Sofyan RH. Zaid
Melanjutkan
Sejarah
Rg
Bagus Warsono adalah salah satu -dari sedikit orang- yang sadar pentingnya
dokumentasi (sastra) untuk berlangsungnya sebuah sejarah, sebab –meminjam
kalimat Maman S Mahayana- lupa dokumentasi, maka tuna sejarah.
Kesadaran tersebut
diwujudkan dengan cara mengundang para penyair indonesia mengirimkan puisi
dengan tema tertentu dan diseleksi, kemudian secara mandiri dikumpul-terbitkan
dalam satu buku tiap tahunnya. Lumbung
Puisi Sastrawan Indonesia jilid I dan II adalah buku yang telah beredar di
khalayak, selanjutnya jilid III ini.
Terlepas
dari buku tersebut sebagai dokumentasi sastra atau bukan, upayanya layak
mendapat apresiasi yang tinggi. Sebagaimana lazimnya buku dokumentasi sastra
yang lahir dan menjadi perdebatan yang hangat, pro dan kontra tidak bisa
dihindari; siapa nama-nama yang masuk dan siapa yang melakukan dokumentasi.

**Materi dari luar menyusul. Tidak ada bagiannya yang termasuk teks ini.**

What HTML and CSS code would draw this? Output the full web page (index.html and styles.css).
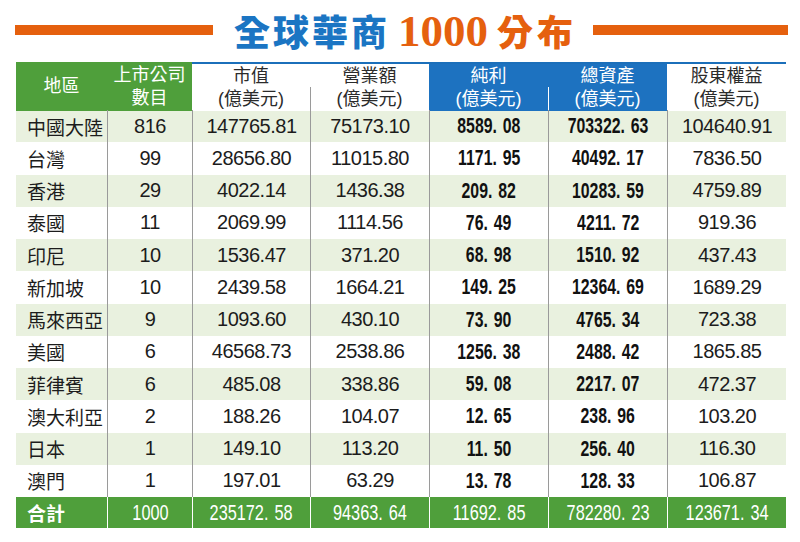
FILE: index.html
```html
<!DOCTYPE html>
<html lang="zh-Hant">
<head>
<meta charset="utf-8">
<title>全球華商1000分布</title>
<link rel="stylesheet" href="styles.css">
</head>
<body>
<div class="page">
  <div class="title">
    <div class="bar bar-left"></div>
    <h1 class="heading"><span class="h-blue">全球華商</span><span class="h-num">1000</span><span class="h-orange">分布</span></h1>
    <div class="bar bar-right"></div>
  </div>
  <div class="table">
    <div class="row head">
      <div class="cell h-green"><span class="ln">地區</span></div>
      <div class="cell h-green"><span class="ln">上市公司</span><span class="ln">數目</span></div>
      <div class="cell h-white"><span class="ln">市值</span><span class="ln">(億美元)</span></div>
      <div class="cell h-white div-gray"><span class="ln">營業額</span><span class="ln">(億美元)</span></div>
      <div class="cell h-blue-cell"><span class="ln">純利</span><span class="ln">(億美元)</span></div>
      <div class="cell h-blue-cell div-white"><span class="ln">總資產</span><span class="ln">(億美元)</span></div>
      <div class="cell h-white"><span class="ln">股東權益</span><span class="ln">(億美元)</span></div>
    </div>
    <div class="row odd"><div class="cell name">中國大陸</div><div class="cell">816</div><div class="cell">147765.81</div><div class="cell">75173.10</div><div class="cell"><span class="bn">8589. 08</span></div><div class="cell"><span class="bn">703322. 63</span></div><div class="cell">104640.91</div></div>
    <div class="row"><div class="cell name">台灣</div><div class="cell">99</div><div class="cell">28656.80</div><div class="cell">11015.80</div><div class="cell"><span class="bn">1171. 95</span></div><div class="cell"><span class="bn">40492. 17</span></div><div class="cell">7836.50</div></div>
    <div class="row odd"><div class="cell name">香港</div><div class="cell">29</div><div class="cell">4022.14</div><div class="cell">1436.38</div><div class="cell"><span class="bn">209. 82</span></div><div class="cell"><span class="bn">10283. 59</span></div><div class="cell">4759.89</div></div>
    <div class="row"><div class="cell name">泰國</div><div class="cell">11</div><div class="cell">2069.99</div><div class="cell">1114.56</div><div class="cell"><span class="bn">76. 49</span></div><div class="cell"><span class="bn">4211. 72</span></div><div class="cell">919.36</div></div>
    <div class="row odd"><div class="cell name">印尼</div><div class="cell">10</div><div class="cell">1536.47</div><div class="cell">371.20</div><div class="cell"><span class="bn">68. 98</span></div><div class="cell"><span class="bn">1510. 92</span></div><div class="cell">437.43</div></div>
    <div class="row"><div class="cell name">新加坡</div><div class="cell">10</div><div class="cell">2439.58</div><div class="cell">1664.21</div><div class="cell"><span class="bn">149. 25</span></div><div class="cell"><span class="bn">12364. 69</span></div><div class="cell">1689.29</div></div>
    <div class="row odd"><div class="cell name">馬來西亞</div><div class="cell">9</div><div class="cell">1093.60</div><div class="cell">430.10</div><div class="cell"><span class="bn">73. 90</span></div><div class="cell"><span class="bn">4765. 34</span></div><div class="cell">723.38</div></div>
    <div class="row"><div class="cell name">美國</div><div class="cell">6</div><div class="cell">46568.73</div><div class="cell">2538.86</div><div class="cell"><span class="bn">1256. 38</span></div><div class="cell"><span class="bn">2488. 42</span></div><div class="cell">1865.85</div></div>
    <div class="row odd"><div class="cell name">菲律賓</div><div class="cell">6</div><div class="cell">485.08</div><div class="cell">338.86</div><div class="cell"><span class="bn">59. 08</span></div><div class="cell"><span class="bn">2217. 07</span></div><div class="cell">472.37</div></div>
    <div class="row"><div class="cell name">澳大利亞</div><div class="cell">2</div><div class="cell">188.26</div><div class="cell">104.07</div><div class="cell"><span class="bn">12. 65</span></div><div class="cell"><span class="bn">238. 96</span></div><div class="cell">103.20</div></div>
    <div class="row odd"><div class="cell name">日本</div><div class="cell">1</div><div class="cell">149.10</div><div class="cell">113.20</div><div class="cell"><span class="bn">11. 50</span></div><div class="cell"><span class="bn">256. 40</span></div><div class="cell">116.30</div></div>
    <div class="row"><div class="cell name">澳門</div><div class="cell">1</div><div class="cell">197.01</div><div class="cell">63.29</div><div class="cell"><span class="bn">13. 78</span></div><div class="cell"><span class="bn">128. 33</span></div><div class="cell">106.87</div></div>
    <div class="row total">
      <div class="cell name">合計</div>
      <div class="cell"><span class="cn">1000</span></div>
      <div class="cell"><span class="cn">235172. 58</span></div>
      <div class="cell"><span class="cn">94363. 64</span></div>
      <div class="cell"><span class="cn">11692. 85</span></div>
      <div class="cell"><span class="cn">782280. 23</span></div>
      <div class="cell"><span class="cn">123671. 34</span></div>
    </div>
  </div>
</div>
</body>
</html>
```
FILE: styles.css
```css
* { box-sizing: border-box; }
html, body { margin: 0; padding: 0; background: #fff; }
body {
  width: 800px;
  height: 542px;
  overflow: hidden;
  font-family: "Liberation Sans", "Noto Sans CJK TC", sans-serif;
  color: #1c1c1c;
}
.page { width: 800px; }

.title {
  height: 62px;
  display: flex;
  align-items: center;
  padding-left: 15px;
}
.bar {
  height: 10px;
  background: #e5600e;
  margin-top: -2px;
}
.bar-left { width: 198px; }
.bar-right { width: 195px; }
.heading {
  margin: 0 16px 0 21px;
  display: flex;
  align-items: baseline;
  font-weight: 900;
  line-height: 1;
  white-space: nowrap;
}
.h-blue {
  font-family: "Noto Sans CJK TC", sans-serif;
  font-size: 36px;
  letter-spacing: 3px;
  color: #1b75c3;
}
.h-num {
  font-family: "Liberation Serif", serif;
  font-weight: 700;
  font-size: 45px;
  color: #e5600e;
  margin: 0 9px 0 8px;
}
.h-orange {
  font-family: "Noto Sans CJK TC", sans-serif;
  font-size: 36px;
  letter-spacing: 4px;
  color: #e5600e;
}

.table {
  margin-left: 16px;
  width: 770px;
}
.row {
  display: grid;
  grid-template-columns: 91px 85px 118px 119px 119px 119px 119px;
  height: 32.25px;
  background: #fff;
}
.row.odd { background: #e9f1df; }
.cell {
  display: flex;
  align-items: center;
  justify-content: center;
  font-size: 20px;
  letter-spacing: -0.5px;
  border-left: 1px solid #9a9a9a;
  white-space: nowrap;
}
.cell:first-child { border-left: none; }
.cell.name {
  justify-content: flex-start;
  padding-left: 11px;
  font-family: "Noto Sans CJK TC", sans-serif;
  font-size: 19px;
  letter-spacing: 0;
}

.bn {
  display: inline-block;
  font-weight: 700;
  font-size: 22px;
  letter-spacing: 0;
  word-spacing: 2px;
  transform: scaleX(0.72);
  color: #111;
}

.row.head {
  height: 48px;
}
.head .cell {
  border-left: none;
  flex-direction: column;
  font-family: "Liberation Sans", "Noto Sans CJK TC", sans-serif;
  font-size: 18px;
  letter-spacing: 0;
  text-align: center;
}
.ln {
  display: block;
  height: 23px;
  line-height: 23px;
}
.h-green { background: #4f9f3b; color: #fff; }
.h-white {
  background: #fff;
  color: #2b2b2b;
  border-top: 2px solid #1b6fba;
  padding-top: 1px;
}
.h-blue-cell {
  background: #1d72c0;
  color: #fff;
  border-top: 2px solid #1b6fba;
  padding-top: 1px;
}
.head .div-gray {
  background: #fff linear-gradient(#9a9a9a, #9a9a9a) left bottom / 1px 24px no-repeat;
}
.head .div-white {
  background: #1d72c0 linear-gradient(#ffffff, #ffffff) left bottom / 1px 24px no-repeat;
}

.row.total {
  height: 31px;
  background: #4f9f3b;
  color: #fff;
}
.total .cell { border-left-color: #ffffff; }
.total .cell.name { font-weight: 700; color: #fff; }
.cn {
  display: inline-block;
  font-size: 22px;
  letter-spacing: 0;
  word-spacing: 2px;
  transform: scaleX(0.74);
}
```
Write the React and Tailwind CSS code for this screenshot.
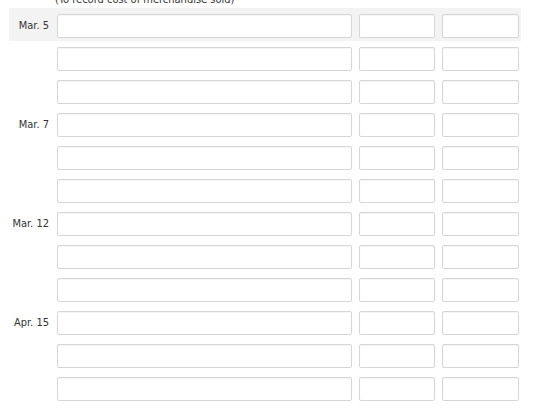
const rows = [
  { date: 'Mar. 5', shaded: true },
  { date: '' },
  { date: '' },
  { date: 'Mar. 7' },
  { date: '' },
  { date: '' },
  { date: 'Mar. 12' },
  { date: '' },
  { date: '' },
  { date: 'Apr. 15' },
  { date: '' },
  { date: '' },
];

function Field({ className }) {
  return (
    <input
      type="text"
      className={`h-6 rounded-[2px] border border-[#d6d6d6] bg-white shadow-[inset_0_1px_1px_rgba(0,0,0,0.04)] outline-none ${className}`}
    />
  );
}

export default function App() {
  return (
    <div
      className="w-[560px] h-[413px] overflow-hidden bg-white text-[#333] text-[11px]"
      style={{ fontFamily: "'DejaVu Sans Condensed', 'DejaVu Sans', sans-serif" }}
    >
      <p className="-mt-[7px] h-[15px] pl-[55px] leading-[13px]">(To record cost of merchandise sold)</p>
      <div className="ml-[9px] w-[512px]">
        {rows.map((r, i) => (
          <div
            key={i}
            className={`flex items-center pt-[6px] pb-[3px] ${r.shaded ? 'bg-[#f3f3f3]' : ''}`}
          >
            <div className="w-[48px] pr-[8px] text-right whitespace-nowrap">{r.date}</div>
            <Field className="w-[295px]" />
            <Field className="ml-[7px] w-[76px]" />
            <Field className="ml-[7px] w-[77px]" />
          </div>
        ))}
      </div>
    </div>
  );
}
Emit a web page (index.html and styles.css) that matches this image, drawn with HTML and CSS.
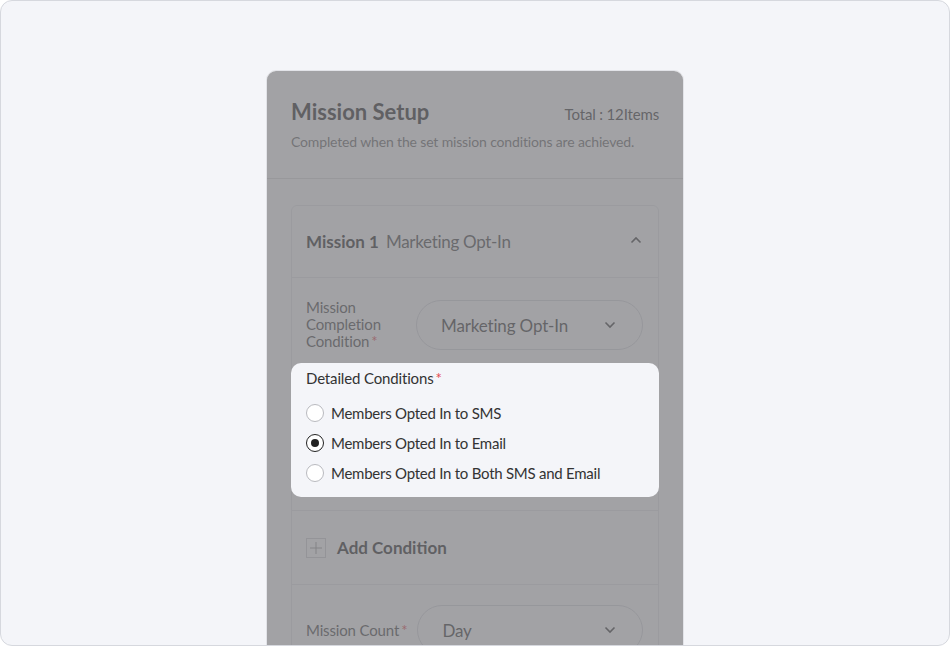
FILE: index.html
```html
<!DOCTYPE html>
<html lang="en">
<head>
    <meta charset="UTF-8">
    <meta name="viewport" content="width=device-width, initial-scale=1.0">
    <title>Mission Setup</title>
    <link rel="stylesheet" href="styles.css">
</head>
<body>
    <div class="frame">
        <div class="card">
            <div class="dim"></div>

            <div class="card-head">
                <div class="head-row">
                    <h1 class="title">Mission Setup</h1>
                    <span class="total">Total : 12Items</span>
                </div>
                <p class="subtitle">Completed when the set mission conditions are achieved.</p>
            </div>

            <div class="card-body">
                <div class="mission">
                    <div class="mission-head">
                        <div class="mission-name"><b>Mission 1</b> Marketing Opt-In</div>
                        <svg class="chev" width="12" height="8" viewBox="0 0 12 8"><path d="M1.5 6.5 L6 2 L10.5 6.5" fill="none" stroke="#333" stroke-width="1.6"/></svg>
                    </div>

                    <div class="field">
                        <label class="field-label">Mission Completion Condition<span class="req">*</span></label>
                        <div class="select">
                            <span>Marketing Opt-In</span>
                            <svg width="12" height="8" viewBox="0 0 12 8"><path d="M1.5 1.5 L6 6 L10.5 1.5" fill="none" stroke="#333" stroke-width="1.6"/></svg>
                        </div>
                    </div>

                    <!-- highlighted step, sits above the dim layer -->
                    <div class="detail">
                        <div class="detail-label">Detailed Conditions<span class="req">*</span></div>
                        <label class="radio"><span class="dot"></span>Members Opted In to SMS</label>
                        <label class="radio checked"><span class="dot"></span>Members Opted In to Email</label>
                        <label class="radio"><span class="dot"></span>Members Opted In to Both SMS and Email</label>
                    </div>

                    <div class="add-row">
                        <span class="plus-box">
                            <svg width="20" height="20" viewBox="0 0 20 20"><path d="M10 4 V16 M4 10 H16" stroke="#999" stroke-width="1"/></svg>
                        </span>
                        <span class="add-text">Add Condition</span>
                    </div>

                    <div class="field count">
                        <label class="field-label">Mission Count<span class="req">*</span></label>
                        <div class="select">
                            <span>Day</span>
                            <svg width="12" height="8" viewBox="0 0 12 8"><path d="M1.5 1.5 L6 6 L10.5 1.5" fill="none" stroke="#333" stroke-width="1.6"/></svg>
                        </div>
                    </div>
                </div>
            </div>
        </div>
    </div>
</body>
</html>
```

FILE: styles.css
```css
body {
    margin: 0;
    font-family: 'Lato', 'Noto Sans', sans-serif;
    color: #222;
    letter-spacing: -0.15px;
}
.frame {
    width: 950px;
    height: 646px;
    box-sizing: border-box;
    border: 1px solid #d6d8de;
    border-radius: 12px;
    background-color: #f4f5f9;
    overflow: hidden;
    display: flex;
    justify-content: center;
    padding-top: 69px;
}
.card {
    position: relative;
    width: 418px;
    height: 700px;
    box-sizing: border-box;
    border: 1px solid #e2e3e8;
    border-radius: 10px 10px 0 0;
    background-color: #fff;
    overflow: hidden;
}
.dim {
    position: absolute;
    top: 0;
    left: 0;
    width: 100%;
    height: 100%;
    background-color: rgba(122, 123, 127, 0.7);
    z-index: 1;
}
.card-head {
    padding: 27px 24px 26px;
    border-bottom: 1px solid #ddd;
}
.head-row {
    display: flex;
    justify-content: space-between;
    align-items: baseline;
}
.title {
    margin: 0;
    font-size: 22px;
    line-height: 28px;
    font-weight: 700;
    letter-spacing: 0;
}
.total {
    font-size: 15px;
    color: #333;
}
.subtitle {
    margin: 6px 0 0;
    font-size: 14px;
    line-height: 20px;
    color: #666;
}
.card-body {
    padding: 26px 24px;
}
.mission {
    border: 1px solid #e6e7ea;
    border-radius: 6px;
}
.mission-head {
    height: 71px;
    padding: 0 16px 0 14px;
    display: flex;
    align-items: center;
    justify-content: space-between;
    border-bottom: 1px solid #e6e7ea;
}
.mission-name {
    font-size: 17px;
    color: #444;
    letter-spacing: -0.3px;
}
.mission-name b {
    color: #222;
    margin-right: 3px;
    letter-spacing: 0;
}
.chev {
    margin-top: -4px;
}
.field {
    display: flex;
    align-items: center;
    gap: 10px;
    padding: 21px 15px 0 14px;
}
.field-label {
    flex: 0 0 100px;
    font-size: 15px;
    line-height: 17px;
    color: #444;
}
.req {
    color: #e5484d;
    margin-left: 2px;
}
.select {
    flex: 1;
    height: 50px;
    box-sizing: border-box;
    border: 1px solid #d8d9de;
    border-radius: 25px;
    padding: 0 26px 0 24px;
    display: flex;
    align-items: center;
    justify-content: space-between;
    font-size: 17px;
    color: #333;
}
.select span {
    margin-top: 1px;
}
.detail {
    position: relative;
    z-index: 2;
    margin: 13px -1px 0;
    padding: 5px 15px 9px;
    background-color: #f4f5f9;
    border-radius: 10px;
}
.detail-label {
    font-size: 15px;
    line-height: 20px;
    color: #333;
    margin-bottom: 10px;
}
.radio {
    display: flex;
    align-items: center;
    gap: 7px;
    height: 30px;
    font-size: 15px;
    color: #333;
    letter-spacing: -0.25px;
}
.dot {
    width: 18px;
    height: 18px;
    box-sizing: border-box;
    border: 1px solid #b9babf;
    border-radius: 50%;
    background-color: #fff;
    display: flex;
    align-items: center;
    justify-content: center;
}
.radio.checked .dot {
    border: 1.5px solid #222;
}
.radio.checked .dot::after {
    content: '';
    width: 8px;
    height: 8px;
    border-radius: 50%;
    background-color: #222;
}
.add-row {
    margin-top: 13px;
    height: 73px;
    padding: 0 14px;
    display: flex;
    align-items: center;
    gap: 11px;
    border-top: 1px solid #e6e7ea;
    border-bottom: 1px solid #e6e7ea;
}
.plus-box {
    width: 20px;
    height: 20px;
    box-sizing: border-box;
    border: 1px solid #cfd0d4;
    display: flex;
    align-items: center;
    justify-content: center;
}
.plus-box svg {
    flex: none;
}
.add-text {
    font-size: 17px;
    font-weight: 700;
    color: #222;
    letter-spacing: 0;
}
.field.count {
    padding-top: 20px;
}
.count .field-label {
    line-height: 20px;
    white-space: nowrap;
}
```
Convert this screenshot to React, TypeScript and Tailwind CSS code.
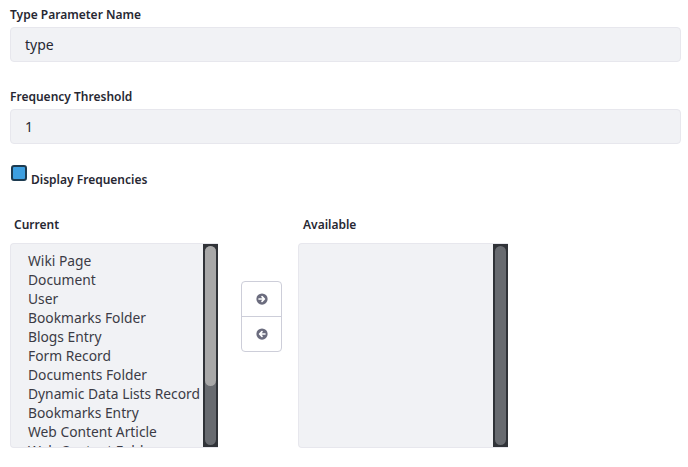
import React from 'react'

const current = [
  'Wiki Page',
  'Document',
  'User',
  'Bookmarks Folder',
  'Blogs Entry',
  'Form Record',
  'Documents Folder',
  'Dynamic Data Lists Record',
  'Bookmarks Entry',
  'Web Content Article',
  'Web Content Folder',
]

function ArrowCircle({ dir }: { dir: 'right' | 'left' }) {
  return (
    <svg width="12" height="12" viewBox="0 0 16 16">
      <circle cx="8" cy="8" r="7.5" fill="#6b6c7e" />
      {dir === 'right' ? (
        <path d="M4 8h7M8 4.8 11.2 8 8 11.2" stroke="#fff" strokeWidth="2.2" fill="none" strokeLinecap="round" strokeLinejoin="round" />
      ) : (
        <path d="M12 8H5M8 4.8 4.8 8 8 11.2" stroke="#fff" strokeWidth="2.2" fill="none" strokeLinecap="round" strokeLinejoin="round" />
      )}
    </svg>
  )
}

function Scrollbar({ thumb }: { thumb?: number }) {
  return (
    <div className="w-[15px] shrink-0 bg-[#303338] p-[2px]">
      <div className="relative h-full rounded-full bg-[#686b70]">
        {thumb ? (
          <div className="absolute left-0 right-0 top-0 rounded-full bg-[#a8a8a8]" style={{ height: thumb }} />
        ) : null}
      </div>
    </div>
  )
}

export default function App() {
  return (
    <div className="w-[688px] h-[467px] overflow-hidden bg-white px-[10px] pt-[6px] font-['Noto_Sans',sans-serif] text-[#272833]">
      <label className="block text-[12px] font-semibold leading-[18px]">Type Parameter Name</label>
      <div className="mt-[3px] h-[35px] w-[671px] rounded-[4px] border border-[#e7e7ed] bg-[#f1f2f5] px-[14px] text-[14px] leading-[33px]">
        type
      </div>

      <label className="mt-[26px] block text-[12px] font-semibold leading-[18px]">Frequency Threshold</label>
      <div className="mt-[3px] h-[35px] w-[671px] rounded-[4px] border border-[#e7e7ed] bg-[#f1f2f5] px-[14px] text-[14px] leading-[33px]">
        1
      </div>

      <div className="mt-[21px] flex items-start gap-[4px]">
        <span className="ml-[1px] h-[16px] w-[16px] rounded-[3px] border-2 border-[#1d3b50] bg-[#3d9fe0]" />
        <span className="pt-[6px] text-[12px] font-semibold leading-[18px]">Display Frequencies</span>
      </div>

      <div className="mt-[27px] flex">
        <div className="w-[208px]">
          <div className="pl-[4px] text-[12px] font-semibold leading-[18px]">Current</div>
          <div className="mt-[9px] flex h-[205px] overflow-hidden rounded-l-[4px] border border-r-0 border-[#e7e7ed] bg-[#f1f2f5]">
            <ul className="flex-1 overflow-hidden pl-[17px] pt-[7px] text-[13.8px] leading-[19px] text-[#3b3b45]">
              {current.map((c) => (
                <li key={c} className="whitespace-nowrap">{c}</li>
              ))}
            </ul>
            <Scrollbar thumb={140} />
          </div>
        </div>

        <div className="ml-[23px] mt-[65px] flex h-[71px] w-[41px] flex-col rounded-[4px] border border-[#cdced9] bg-white">
          <button className="flex h-[35px] items-center justify-center border-b border-[#cdced9]">
            <ArrowCircle dir="right" />
          </button>
          <button className="flex flex-1 items-center justify-center">
            <ArrowCircle dir="left" />
          </button>
        </div>

        <div className="ml-[16px] w-[210px]">
          <div className="pl-[5px] text-[12px] font-semibold leading-[18px]">Available</div>
          <div className="mt-[9px] flex h-[205px] overflow-hidden rounded-l-[4px] border border-r-0 border-[#e7e7ed] bg-[#f1f2f5]">
            <div className="flex-1" />
            <Scrollbar />
          </div>
        </div>
      </div>
    </div>
  )
}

Namun hal itu merupakan sesuatu yang wajar sebagai sebuah dinamika, pertanda
sastra masih ada.
Hanya
di antara riuh perdebatan dan kritik pedas itu, kita kadang lupa bahwa H.B
Jassin sekalipun yang dikenal sebagai kritikus adalah sosok yang sabar
melakukan kerja dokumentasi sepanjang hidupnya. Bayangkan jika H.B Jassin tidak
pernah ada dalam sejarah sastra kita. Itulah kenapa A Teeuw sangat yakin bahwa;
kerja pertama seorang kritikus sastra adalah dokumentasi karya.
Secara
jujur, saya ucapkan terima kasih kepada Rg Bagus Warsono atas perjuangan dan
sumbangsinya bagi sejarah, selebihnya biarlah sastra sebagai benda hidup budaya
yang menunjukkan siapa diri kita sebenarnya terus berjalan dan berubah, seperti
perempuan dan cuaca. “Pendek kata, saya tidak perlu ambil pusing mengenai
penilaian yang akan diberikan masa depan pada hasil karya saya, karena saya
tidak dapat berbuat apapun terhadap penilain itu,” kata Jean-Paul Sartre.